IV. A rotation of blankets
I remember in Santa Cruz when I bought my first real comforter. It felt like a monumental investment. We drove to Ross on River St.; my roommate waited while I deliberated in the “Home” aisle.
I was down to $140 in my bank account, from $2000 when I first arrived. But I had a job, finally, and had just received my first paycheck. At night, I slept in a sweatshirt and jeans on the floor of my attic room which I rented for $500 a month, wrapped like a burrito in my one thin blanket, which served as padding and cover.
But the fog had come in, the nights were actually cold now, and the rains had started.

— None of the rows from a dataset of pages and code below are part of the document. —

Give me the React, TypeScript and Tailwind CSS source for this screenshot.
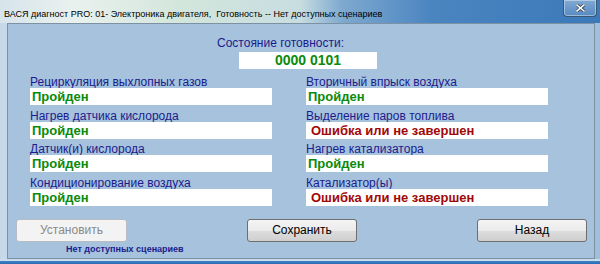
const rows = [
  {
    left: { label: 'Рециркуляция выхлопных газов', ok: true },
    right: { label: 'Вторичный впрыск воздуха', ok: true },
    labelH: 'h-[17px]',
  },
  {
    left: { label: 'Нагрев датчика кислорода', ok: true },
    right: { label: 'Выделение паров топлива', ok: false },
    labelH: 'h-[17px]',
  },
  {
    left: { label: 'Датчик(и) кислорода', ok: true },
    right: { label: 'Нагрев катализатора', ok: true },
    labelH: 'h-[16px]',
  },
  {
    left: { label: 'Кондиционирование воздуха', ok: true },
    right: { label: 'Катализатор(ы)', ok: false },
    labelH: 'h-[17px]',
  },
];

const font = 'font-["Liberation_Sans",Arial,sans-serif]';

function Monitor({ label, ok, labelH }: { label: string; ok: boolean; labelH: string }) {
  return (
    <div className="flex flex-col">
      <div className={`${labelH} flex items-end text-[12px] leading-[12px] text-[#1c1c8c]`}>
        {label}
      </div>
      <div
        className={`h-[17px] bg-white text-[13px] font-bold leading-[17px] ${
          ok ? 'pl-[2px] text-[#0b8a0b]' : 'pl-[5px] text-[#a00808]'
        }`}
      >
        {ok ? 'Пройден' : 'Ошибка или не завершен'}
      </div>
    </div>
  );
}

function WinButton({ children, disabled }: { children: string; disabled?: boolean }) {
  return (
    <button
      disabled={disabled}
      className={`h-[23px] rounded-[3px] border text-[12px] leading-[21px] ${
        disabled
          ? 'w-[111px] border-[#b6bcc1] bg-[#f3f3f3] text-[#8a8a8a]'
          : 'w-[110px] border-[#6f6f6f] bg-[linear-gradient(#f4f4f4_0%,#ebebeb_50%,#dddddd_51%,#cfcfcf_100%)] text-black'
      }`}
    >
      {children}
    </button>
  );
}

export default function App() {
  return (
    <div
      className={`flex h-[264px] w-[600px] flex-col overflow-hidden bg-[linear-gradient(to_right,#c6d9e8_0%,#b9d0e4_60%,#9fbfdd_100%)] ${font}`}
    >
      {/* Title bar */}
      <div className="flex h-[23px] shrink-0 justify-between bg-[linear-gradient(to_right,#d7e4ec_0%,#e9f1ee_12%,#d3e6dc_30%,#c7dde0_50%,#7ea9d0_57%,#4a85c0_72%,#3c79b9_100%)]">
        <div className="pl-[4px] pt-[8px] text-[9px] leading-[12px] text-black">
          ВАСЯ диагност PRO: 01- Электроника двигателя,&nbsp; Готовность -- Нет доступных сценариев
        </div>
        <div className="mr-[3px] flex h-[17px] w-[34px] items-center justify-center rounded-b-[4px] border border-t-0 border-[#3a5773] bg-[linear-gradient(rgba(255,255,255,0.35),rgba(255,255,255,0.12))] shadow-[inset_0_0_0_1px_rgba(255,255,255,0.4)]">
          <svg width="9" height="8" viewBox="0 0 9 8">
            <path d="M1 1 L8 7 M8 1 L1 7" stroke="#2a3a4c" strokeWidth="3" strokeLinecap="square" />
            <path d="M1 1 L8 7 M8 1 L1 7" stroke="#ffffff" strokeWidth="1.6" strokeLinecap="square" />
          </svg>
        </div>
      </div>

      {/* Client area */}
      <div className="mx-[7px] h-[236px] w-[588px] shrink-0 border border-[#7d91a4] bg-[#a6c2dd]">
        <div className="ml-[209px] pt-[12px] text-[12px] leading-[14px] text-[#1c1c8c]">
          Состояние готовности:
        </div>
        <div className="ml-[231px] mt-[2px] h-[17px] w-[138px] bg-white text-center text-[14px] font-bold leading-[17px] text-[#0b8a0b]">
          0000 0101
        </div>

        <div className="mt-[2px] grid grid-cols-[242px_242px] gap-x-[34px] pl-[22px]">
          {rows.map((r) => (
            <div key={r.left.label} className="contents">
              <Monitor label={r.left.label} ok={r.left.ok} labelH={r.labelH} />
              <Monitor label={r.right.label} ok={r.right.ok} labelH={r.labelH} />
            </div>
          ))}
        </div>

        <div className="mt-[13px] flex justify-between pl-[8px] pr-[7px]">
          <WinButton disabled>Установить</WinButton>
          <WinButton>Сохранить</WinButton>
          <WinButton>Назад</WinButton>
        </div>
        <div className="mt-[2px] pl-[58px] text-[9px] font-bold leading-[11px] text-[#1c1c8c]">
          Нет доступных сценариев
        </div>
      </div>

      {/* Bottom frame / taskbar edge */}
      <div className="h-[5px] w-full shrink-0 bg-[linear-gradient(#c9dcec_0%,#c9dcec_40%,#3f82c6_41%,#2a6cb4_100%)]" />
    </div>
  );
}
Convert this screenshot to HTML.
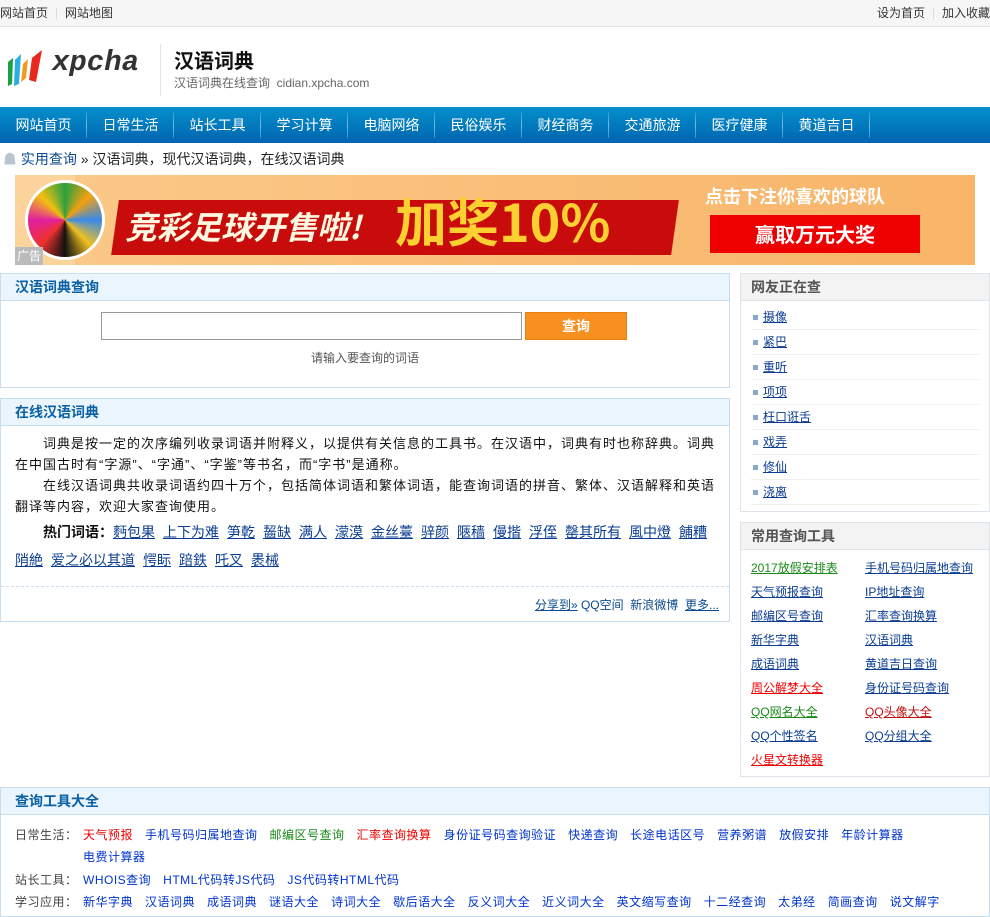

At Ross I picked out a white comforter, for $29. That night I didn’t sleep in my sweatshirt. The next morning, I woke up warm for what felt like the first time in a long time.
I spent the fall nights out on the slanted roof of the house which sloped away from my window, which looked to the south, to the sea. Life, then, felt as big as the winter sky. I tried to find my way around it, starting at the belt of Orion, up to the eye of Taurus, through the Pleiades cluster bluish and pale, until the dark, hard edge of the rooftop. I felt myself at the helm of a ship at sea, navigating by the stars, seeing in the random patterns of light and dark a ladle, a dog, a Greek hero carrying the head of a monster, a rock, a bull, a queen…
Sometime around midnight, I would reach over to the window sill and pull the covers over my knees.
The summer with the open windows, saw a rotation of blankets. That Boston summer was busy with storms, which announced themselves by a sudden darkening of the sky in the west, then arrived with a billowing of a curtain. And when the rain came at an angle it would wet a particular patch of rug or linoleum.
The old Ross comforter, a bit yellowed by now, on the colder nights, played a part. But most of the time it sat in a heap between my bed and the wall, with the rest of the spare bedding. This fall it went out, finally, in a bag of old clothes and linens I left on the curb for the Salvation Army.